→ THE REQUEST:
Repeat exactly the lines below from the line that contains "Write the React, TypeScript" to the last line, inclusive, without the pictures.
----
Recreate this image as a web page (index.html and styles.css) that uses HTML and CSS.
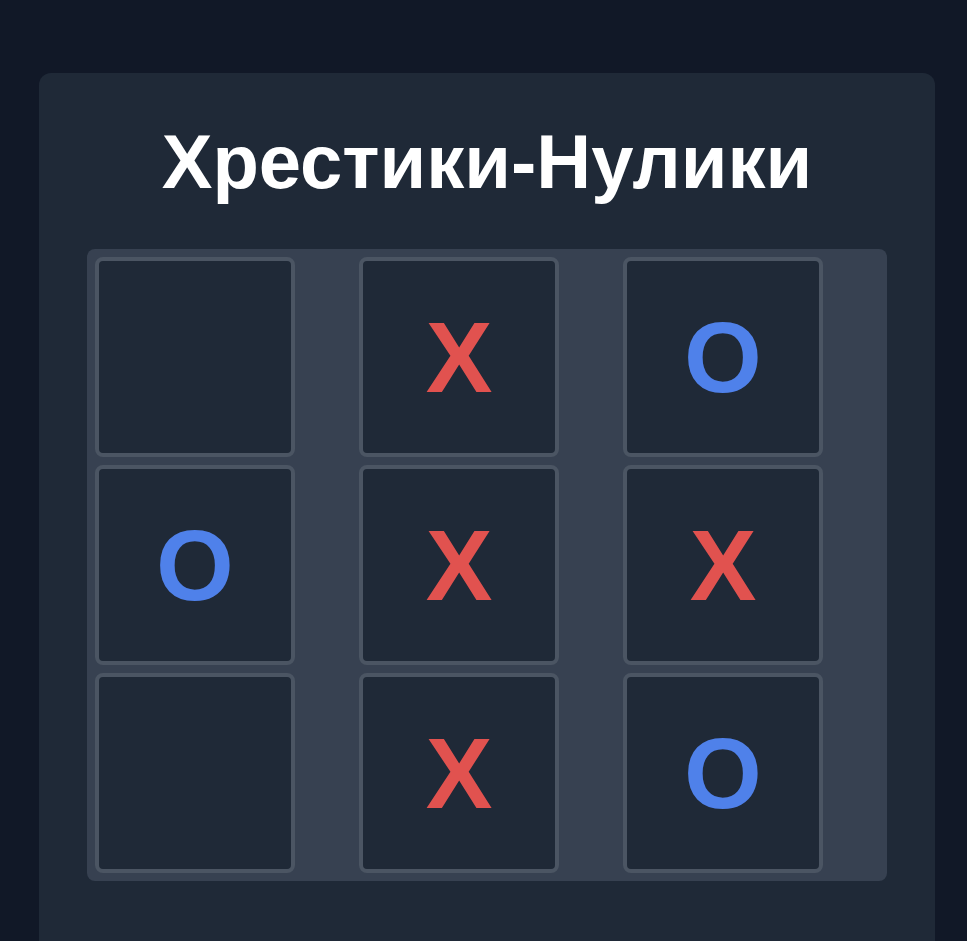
FILE: index.html
```html
<!DOCTYPE html>
<html lang="uk">
<head>
    <meta charset="UTF-8">
    <meta name="viewport" content="width=device-width, initial-scale=1.0">
    <link rel="stylesheet" href="styles.css">
</head>
<body>
    <div class="container">
        <h1>Хрестики-Нулики</h1>
        <div class="board">
            <div class="cell"></div>
            <div class="cell x">X</div>
            <div class="cell o">O</div>
            <div class="cell o">O</div>
            <div class="cell x">X</div>
            <div class="cell x">X</div>
            <div class="cell"></div>
            <div class="cell x">X</div>
            <div class="cell o">O</div>
        </div>
    </div>
</body>
</html>
```

FILE: styles.css
```css
body {
    font-family: "Liberation Sans", Arial, sans-serif;
    margin: 0;
    padding: 73px 0 0 39px;
    background-color: #111827;
    height: 100vh;
    box-sizing: border-box;
    overflow: hidden;
}

.container {
    width: 896px;
    min-height: 1000px;
    box-sizing: border-box;
    padding: 48px;
    border-radius: 12px;
    background-color: #1f2937;
}

h1 {
    color: #fff;
    font-size: 76px;
    line-height: 75px;
    font-weight: bold;
    text-align: center;
    margin: 3px 0 50px;
}

.board {
    display: grid;
    grid-template-columns: repeat(3, 1fr);
    gap: 8px;
    padding: 8px;
    border-radius: 8px;
    background-color: #374151;
}

.cell {
    width: 200px;
    height: 200px;
    box-sizing: border-box;
    border: 4px solid #4b5563;
    border-radius: 8px;
    background-color: #1f2937;
    display: flex;
    justify-content: center;
    align-items: center;
    font-size: 100px;
    font-weight: bold;
}

.x {
    color: #e1524f;
}

.o {
    color: #4f81ea;
}
```
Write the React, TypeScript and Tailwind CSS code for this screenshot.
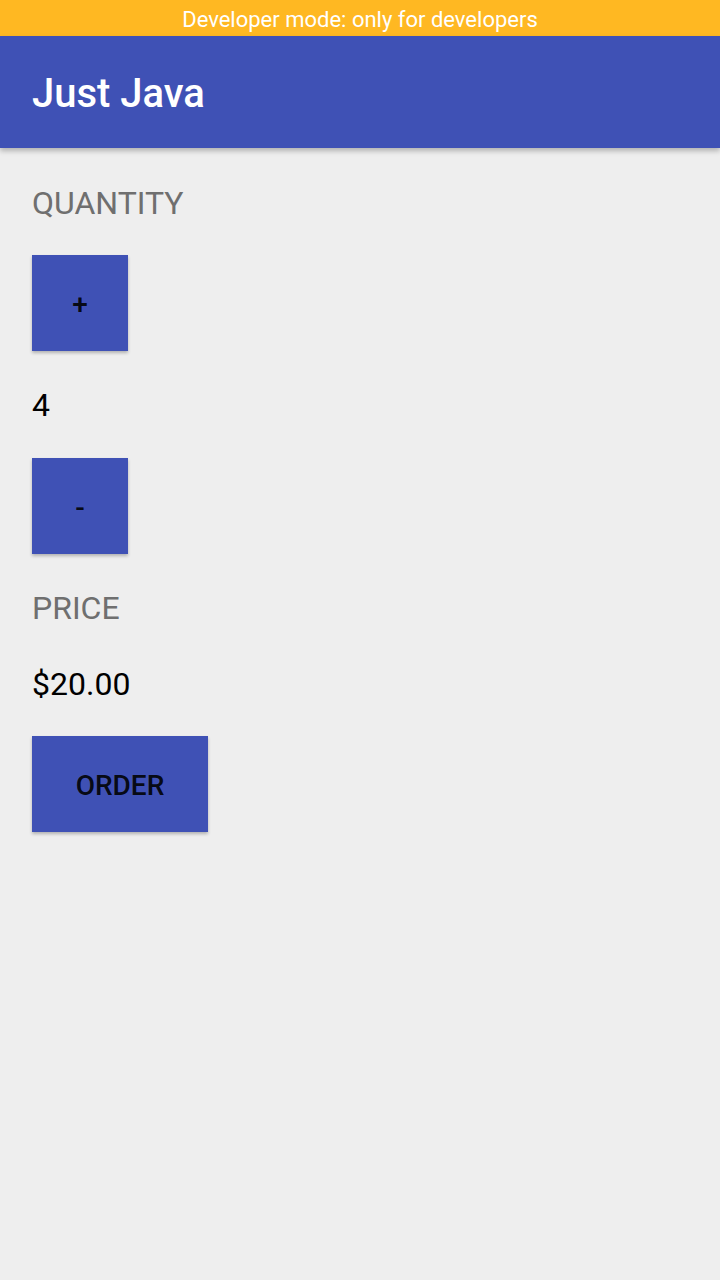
import React from "react";

const font = { fontFamily: "Roboto, 'Noto Sans', Arial, sans-serif" };

function SquareButton({ label, wide }: { label: string; wide?: boolean }) {
  return (
    <button
      className={
        (wide ? "w-[176px] " : "w-[96px] ") +
        "h-[96px] bg-[#3f51b5] flex items-center justify-center pt-[4px] text-[28px] font-medium leading-none text-black/90 shadow-[0_2px_3px_rgba(0,0,0,0.25)]"
      }
    >
      {label}
    </button>
  );
}

export default function App() {
  return (
    <div className="w-[720px] h-[1280px] bg-[#eeeeee] flex flex-col" style={font}>
      <div className="h-[36px] bg-[#ffb822] flex items-center justify-center pt-[3px] text-white text-[22px] leading-none">
        Developer mode: only for developers
      </div>
      <div className="h-[112px] bg-[#3f51b5] flex items-center px-[32px] shadow-[0_3px_5px_rgba(0,0,0,0.25)] relative z-10">
        <span className="text-white text-[40px] font-medium leading-[40px] pt-[3px]">Just Java</span>
      </div>
      <div className="flex flex-col items-start px-[32px]">
        <div className="mt-[39px] text-[32px] leading-[32px] text-[#6f6f6f]">QUANTITY</div>
        <div className="mt-[36px]">
          <SquareButton label="+" />
        </div>
        <div className="mt-[38px] text-[32px] leading-[32px] text-black">4</div>
        <div className="mt-[37px]">
          <SquareButton label="-" />
        </div>
        <div className="mt-[38px] text-[32px] leading-[32px] text-[#6f6f6f]">PRICE</div>
        <div className="mt-[44px] text-[32px] leading-[32px] text-black">$20.00</div>
        <div className="mt-[36px]">
          <SquareButton label="ORDER" wide />
        </div>
      </div>
    </div>
  );
}
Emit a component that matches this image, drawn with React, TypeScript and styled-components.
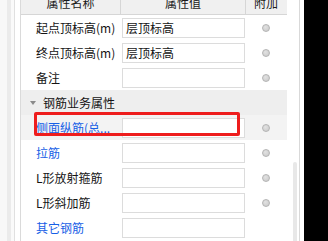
----
→ WORKED SOLUTION:
Write the React, TypeScript and Tailwind CSS code for this screenshot.
import React from "react";

const font = { fontFamily: "Roboto, 'Noto Sans', Arial, sans-serif" };

function SquareButton({ label, wide }: { label: string; wide?: boolean }) {
  return (
    <button
      className={
        (wide ? "w-[176px] " : "w-[96px] ") +
        "h-[96px] bg-[#3f51b5] flex items-center justify-center pt-[4px] text-[28px] font-medium leading-none text-black/90 shadow-[0_2px_3px_rgba(0,0,0,0.25)]"
      }
    >
      {label}
    </button>
  );
}

export default function App() {
  return (
    <div className="w-[720px] h-[1280px] bg-[#eeeeee] flex flex-col" style={font}>
      <div className="h-[36px] bg-[#ffb822] flex items-center justify-center pt-[3px] text-white text-[22px] leading-none">
        Developer mode: only for developers
      </div>
      <div className="h-[112px] bg-[#3f51b5] flex items-center px-[32px] shadow-[0_3px_5px_rgba(0,0,0,0.25)] relative z-10">
        <span className="text-white text-[40px] font-medium leading-[40px] pt-[3px]">Just Java</span>
      </div>
      <div className="flex flex-col items-start px-[32px]">
        <div className="mt-[39px] text-[32px] leading-[32px] text-[#6f6f6f]">QUANTITY</div>
        <div className="mt-[36px]">
          <SquareButton label="+" />
        </div>
        <div className="mt-[38px] text-[32px] leading-[32px] text-black">4</div>
        <div className="mt-[37px]">
          <SquareButton label="-" />
        </div>
        <div className="mt-[38px] text-[32px] leading-[32px] text-[#6f6f6f]">PRICE</div>
        <div className="mt-[44px] text-[32px] leading-[32px] text-black">$20.00</div>
        <div className="mt-[36px]">
          <SquareButton label="ORDER" wide />
        </div>
      </div>
    </div>
  );
}
Emit a component that matches this image, drawn with React, TypeScript and styled-components.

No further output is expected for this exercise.